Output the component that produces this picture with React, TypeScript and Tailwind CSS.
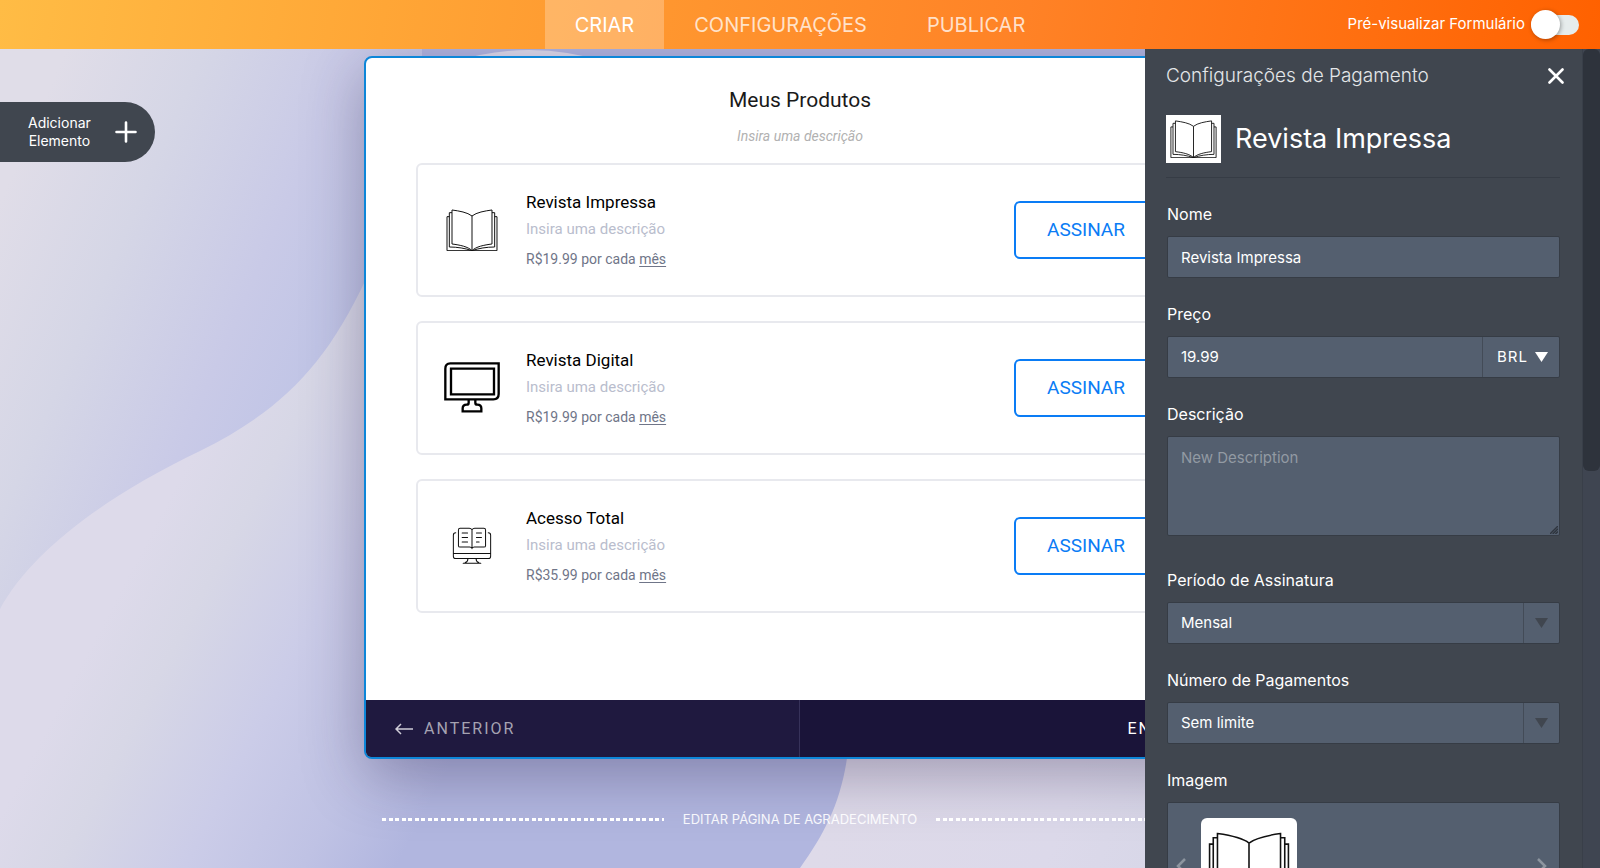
import { useState } from "react";

type Product = {
  id: string;
  name: string;
  price: string;
  icon: "book" | "monitor" | "reader";
};

const products: Product[] = [
  { id: "print", name: "Revista Impressa", price: "R$19.99", icon: "book" },
  { id: "digital", name: "Revista Digital", price: "R$19.99", icon: "monitor" },
  { id: "full", name: "Acesso Total", price: "R$35.99", icon: "reader" },
];

const tabs = ["CRIAR", "CONFIGURAÇÕES", "PUBLICAR"];

const fieldClass =
  "w-full rounded-xs border border-[#363c45] bg-[#545f6f] px-[13px] text-[15px] text-white outline-none";

function BookIcon({ className }: { className?: string }) {
  return (
    <svg viewBox="-2 -2 156 128" className={className} fill="none" stroke="#111" strokeWidth="3">
      <path d="M76 19C62 8 38 4 16 1v102c24 3 48 8 60 20 12-12 36-17 60-20V1c-22 3-46 7-60 18Zm0 0v104" />
      <path d="M16 9H8v103c24 0 48 4 68 11 20-7 44-11 68-11V9h-8" />
      <path d="M8 21H1v102h150V21h-7" />
    </svg>
  );
}

function MonitorIcon({ className }: { className?: string }) {
  return (
    <svg viewBox="0 0 168 154" className={className} fill="none" stroke="#000" strokeWidth="7">
      <path d="M19 4h145v92q0 16-16 16H4V20Q4 4 19 4Z" />
      <path d="M21 20h129v77H21Z" />
      <path d="M74 112v10q0 6-6 6-12 0-12 11v9h56v-9q0-11-12-11-6 0-6-6v-10" />
    </svg>
  );
}

function ReaderIcon({ className }: { className?: string }) {
  return (
    <svg
      viewBox="-2 -2 118 112"
      className={className}
      fill="none"
      stroke="#111"
      strokeWidth="3"
      strokeLinecap="round"
    >
      <path d="M9 15q-7 0-7 7v62q0 7 7 7h96q7 0 7-7V22q0-7-7-7M2 76h110" />
      <path d="M57 6q-3-4-8-4H22q-5 0-5 5v46q0 4 5 4h28q5 0 7 4 2-4 7-4h28q5 0 5-4V7q0-5-5-5H65q-5 0-8 4Zm0 0v54" />
      <path d="M28 16h16M28 29h16M28 42h16M70 16h15M70 29h15M70 42h8" />
      <path d="M45 91q0 10-8 12M69 91q0 10 8 12M31 105h52" />
    </svg>
  );
}

function ProductIcon({ icon }: { icon: Product["icon"] }) {
  if (icon === "book") return <BookIcon className="w-[52px]" />;
  if (icon === "monitor") return <MonitorIcon className="w-14" />;
  return <ReaderIcon className="w-10" />;
}

function Backdrop() {
  return (
    <svg
      className="absolute inset-0 h-full w-full"
      viewBox="0 0 1600 819"
      preserveAspectRatio="xMinYMin slice"
      aria-hidden="true"
    >
      <defs>
        <linearGradient id="upper" gradientUnits="userSpaceOnUse" x1="40" y1="60" x2="430" y2="230">
          <stop offset="0" stopColor="#e0dde8" />
          <stop offset="0.3" stopColor="#d5d6e6" />
          <stop offset="0.62" stopColor="#c9cae7" />
          <stop offset="0.82" stopColor="#c1c5e6" />
          <stop offset="1" stopColor="#bac0e3" />
        </linearGradient>
        <linearGradient id="lower" gradientUnits="userSpaceOnUse" x1="110" y1="560" x2="440" y2="735">
          <stop offset="0" stopColor="#dddaea" />
          <stop offset="0.2" stopColor="#d7d7e6" />
          <stop offset="0.5" stopColor="#cbcce8" />
          <stop offset="0.78" stopColor="#bfc2e4" />
          <stop offset="1" stopColor="#b1b6df" />
        </linearGradient>
        <linearGradient id="right" gradientUnits="userSpaceOnUse" x1="850" y1="700" x2="1200" y2="819">
          <stop offset="0" stopColor="#dedae9" />
          <stop offset="0.6" stopColor="#dcd9ea" />
          <stop offset="1" stopColor="#d6d6e7" />
        </linearGradient>
      </defs>
      <rect width="1600" height="819" fill="url(#upper)" />
      <path d="M422 0h1178v60H422Z" fill="#b0b4df" />
      <path d="M450 14Q528-12 610 14Z" fill="#dcd9ea" />
      <path
        d="M0 560C30 505 100 450 200 402C280 362 325 318 366 230V60H1600V819H0Z"
        fill="url(#lower)"
      />
      <path d="M800 819C835 770 852 730 851 640H1600V819Z" fill="url(#right)" />
    </svg>
  );
}

function Header() {
  const [active, setActive] = useState("CRIAR");
  const [preview, setPreview] = useState(false);

  return (
    <header className="relative z-20 grid h-[49px] shrink-0 grid-cols-[1fr_auto_1fr] bg-[linear-gradient(100deg,#ffbc45_0%,#ffa636_24%,#ff8226_64%,#ff6100_100%)]">
      <nav className="col-start-2 flex">
        {tabs.map((tab) => (
          <button
            key={tab}
            type="button"
            onClick={() => setActive(tab)}
            className={`px-[30px] text-[20px] ${
              active === tab ? "bg-white/25 text-white" : "text-white/75"
            }`}
          >
            {tab}
          </button>
        ))}
      </nav>
      <label className="flex items-center justify-end gap-1.5 pr-[21px] text-[15px] text-white">
        Pré-visualizar Formulário
        <input
          type="checkbox"
          checked={preview}
          onChange={(e) => setPreview(e.target.checked)}
          className="flex h-5 w-12 appearance-none items-center rounded-full bg-[#e6ecec] before:size-[29px] before:shrink-0 before:rounded-full before:bg-white before:shadow-[1px_1px_4px_rgba(0,0,0,0.35)] checked:justify-end"
        />
      </label>
    </header>
  );
}

function ProductCard({ product }: { product: Product }) {
  return (
    <li className="flex h-[134px] items-center gap-6 rounded-md border-2 border-[#e8e9ee] px-6">
      <div className="flex w-[60px] justify-center">
        <ProductIcon icon={product.icon} />
      </div>
      <div className="flex-1">
        <h3 className="text-[17px] leading-7 text-black">{product.name}</h3>
        <p className="text-[15px] leading-[26px] text-[#b9bdcd]">Insira uma descrição</p>
        <p className="mt-1 text-[14px] leading-[26px] text-[#6f7588]">
          {product.price} por cada{" "}
          <a href="#periodo" className="underline underline-offset-2">
            mês
          </a>
        </p>
      </div>
      <button
        type="button"
        className="h-[58px] w-[144px] rounded-md border-2 border-[#0a7cf5] text-[19px] text-[#0a7cf5]"
      >
        ASSINAR
      </button>
    </li>
  );
}

function FormCard() {
  return (
    <section className="w-full max-w-[872px] overflow-hidden rounded-lg border-2 border-[#0d86d8] bg-white font-[Roboto,sans-serif] shadow-[0_16px_60px_rgba(40,30,70,0.34)]">
      <div className="px-[50px] pt-6 pb-[87px]">
        <h2 className="text-center text-[21px] leading-9 text-[#1a1a1a]">Meus Produtos</h2>
        <p className="mt-2 text-center text-[14px] leading-5 text-[#b1b1b1] italic">
          Insira uma descrição
        </p>
        <ul className="mt-[17px] flex flex-col gap-6">
          {products.map((product) => (
            <ProductCard key={product.id} product={product} />
          ))}
        </ul>
      </div>
      <div className="grid h-[57px] grid-cols-2 bg-[#1a1439] text-[16px] tracking-[2px]">
        <button
          type="button"
          className="flex items-center gap-[11px] border-r border-[#37325a] bg-[#1f193f] pl-[29px] text-[#a5a3b2]"
        >
          <svg viewBox="0 0 18 12" className="h-3 w-[18px]" fill="none" stroke="#cfcdd8" strokeWidth="1.5">
            <path d="M18 6H1M6 1L1 6l5 5" />
          </svg>
          ANTERIOR
        </button>
        <button type="button" className="pr-[39px] text-right text-white">
          ENVIAR
        </button>
      </div>
    </section>
  );
}

function DashedRule() {
  return (
    <span className="h-[3px] flex-1 bg-[repeating-linear-gradient(90deg,#fff_0_4px,transparent_4px_7px,#fff_7px_11px,transparent_11px_13px)]" />
  );
}

function Triangle({ className }: { className?: string }) {
  return (
    <svg viewBox="0 0 13 10" className={className}>
      <path d="M0 0h13L6.5 10Z" fill="currentColor" />
    </svg>
  );
}

function SelectField({ id, label, options }: { id: string; label: string; options: string[] }) {
  return (
    <div className="mb-6">
      <label htmlFor={id} className="mb-2.5 block leading-6">
        {label}
      </label>
      <div className="relative">
        <select id={id} className={`${fieldClass} h-[42px] appearance-none`}>
          {options.map((option) => (
            <option key={option}>{option}</option>
          ))}
        </select>
        <span className="pointer-events-none absolute inset-y-px right-px flex w-9 items-center justify-center border-l border-[#434b57] text-[#40464f]">
          <Triangle className="h-2.5 w-[13px]" />
        </span>
      </div>
    </div>
  );
}

function SettingsPanel() {
  const [name, setName] = useState("Revista Impressa");
  const [price, setPrice] = useState("19.99");

  return (
    <aside className="absolute inset-y-0 right-0 z-10 flex w-[455px] bg-[#40464f] text-[16px] text-white">
      <div className="flex-1 overflow-hidden pr-[22px] pl-[21px]">
        <div className="flex h-[54px] items-center justify-between">
          <h2 className="text-[19px] font-light text-[#e4e6e9]">Configurações de Pagamento</h2>
          <button type="button" aria-label="Fechar" className="-mr-1">
            <svg viewBox="0 0 16 16" className="size-4" stroke="#fff" strokeWidth="2.6" strokeLinecap="round">
              <path d="M1.5 1.5l13 13M14.5 1.5l-13 13" />
            </svg>
          </button>
        </div>
        <div className="flex items-center gap-3.5 border-b border-[#363c45] pt-3 pb-3.5">
          <div className="flex h-12 w-[55px] items-center justify-center bg-white">
            <BookIcon className="w-[47px]" />
          </div>
          <h3 className="text-[27px] leading-[48px]">{name}</h3>
        </div>

        <div className="pt-6 pl-px">
          <div className="mb-6">
            <label htmlFor="nome" className="mb-2.5 block leading-6">
              Nome
            </label>
            <input
              id="nome"
              value={name}
              onChange={(e) => setName(e.target.value)}
              className={`${fieldClass} h-[42px]`}
            />
          </div>

          <div className="mb-6">
            <label htmlFor="preco" className="mb-2.5 block leading-6">
              Preço
            </label>
            <div className="flex h-[42px] rounded-xs border border-[#363c45] bg-[#545f6f]">
              <input
                id="preco"
                value={price}
                onChange={(e) => setPrice(e.target.value)}
                className="min-w-0 flex-1 bg-transparent px-[13px] text-[15px] outline-none"
              />
              <div className="relative w-[77px] border-l border-[#434b57]">
                <select
                  aria-label="Moeda"
                  className="h-full w-full appearance-none bg-transparent pl-3.5 text-[15px] tracking-[1px] outline-none"
                >
                  <option>BRL</option>
                  <option>USD</option>
                  <option>EUR</option>
                </select>
                <span className="pointer-events-none absolute inset-y-0 right-[11px] flex items-center">
                  <Triangle className="h-2.5 w-[13px]" />
                </span>
              </div>
            </div>
          </div>

          <div className="mb-8">
            <label htmlFor="descricao" className="mb-2.5 block leading-6">
              Descrição
            </label>
            <div className="relative">
              <textarea
                id="descricao"
                placeholder="New Description"
                className={`${fieldClass} block h-[100px] resize-none py-2.5 placeholder:text-[#929aa3]`}
              />
              <svg viewBox="0 0 8 8" className="absolute right-0.5 bottom-0.5 size-2" stroke="#2f353e" strokeWidth="1.4">
                <path d="M0 8L8 0M2.7 8L8 2.7M5.4 8L8 5.4" />
              </svg>
            </div>
          </div>

          <SelectField id="periodo" label="Período de Assinatura" options={["Mensal", "Anual"]} />
          <SelectField id="pagamentos" label="Número de Pagamentos" options={["Sem limite", "12"]} />

          <h4 className="mb-2.5 leading-6">Imagem</h4>
          <div className="flex h-32 items-center rounded-xs border border-[#363c45] bg-[#545f6f] px-2">
            <button type="button" aria-label="Imagem anterior">
              <svg viewBox="0 0 10 16" className="h-4 w-2.5" fill="none" stroke="#8d959f" strokeWidth="2.5">
                <path d="M9 1L2 8l7 7" />
              </svg>
            </button>
            <div className="ml-[15px] flex size-24 items-center justify-center rounded-md bg-white">
              <BookIcon className="w-[82px]" />
            </div>
            <button type="button" aria-label="Próxima imagem" className="mr-1 ml-auto">
              <svg viewBox="0 0 10 16" className="h-4 w-2.5" fill="none" stroke="#8d959f" strokeWidth="2.5">
                <path d="M1 1l7 7-7 7" />
              </svg>
            </button>
          </div>
        </div>
      </div>
      <div className="w-[18px] border-l border-[#393f49] bg-[#3f4551]">
        <div className="h-[422px] rounded-md bg-[#2e333c]" />
      </div>
    </aside>
  );
}

export default function App() {
  return (
    <div className="flex h-screen flex-col overflow-hidden font-[Inter,sans-serif]">
      <Header />
      <main className="relative flex-1 overflow-hidden">
        <Backdrop />
        <button
          type="button"
          className="absolute top-[53px] left-0 z-10 flex h-[60px] items-center gap-6 rounded-r-full bg-[#40464f] pr-[18px] pl-7 text-[14px] leading-[18px] text-white"
        >
          <span className="text-center">
            Adicionar
            <br />
            Elemento
          </span>
          <svg viewBox="0 0 22 22" className="size-[22px]" stroke="#fff" strokeWidth="2.6" strokeLinecap="round">
            <path d="M11 1.5v19M1.5 11h19" />
          </svg>
        </button>
        <div className="relative flex flex-col items-center pt-[7px]">
          <FormCard />
          <div className="mt-[49px] flex w-full max-w-[836px] items-center gap-[19px]">
            <DashedRule />
            <a href="#agradecimento" className="text-[13px] leading-[22px] text-white/90">
              EDITAR PÁGINA DE AGRADECIMENTO
            </a>
            <DashedRule />
          </div>
        </div>
        <SettingsPanel />
      </main>
    </div>
  );
}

....

= WHAT NEEDS TO BE DONE =
Output exactly the span of lines from the top of the listing through the line holding "border-[#363c45] bg-[#545f6f] px-[13px]", and leave every picture out.

= RESPONSE TO THIS EXERCISE =
Output the component that produces this picture with React, TypeScript and Tailwind CSS.
import { useState } from "react";

type Product = {
  id: string;
  name: string;
  price: string;
  icon: "book" | "monitor" | "reader";
};

const products: Product[] = [
  { id: "print", name: "Revista Impressa", price: "R$19.99", icon: "book" },
  { id: "digital", name: "Revista Digital", price: "R$19.99", icon: "monitor" },
  { id: "full", name: "Acesso Total", price: "R$35.99", icon: "reader" },
];

const tabs = ["CRIAR", "CONFIGURAÇÕES", "PUBLICAR"];

const fieldClass =
  "w-full rounded-xs border border-[#363c45] bg-[#545f6f] px-[13px] text-[15px] text-white outline-none";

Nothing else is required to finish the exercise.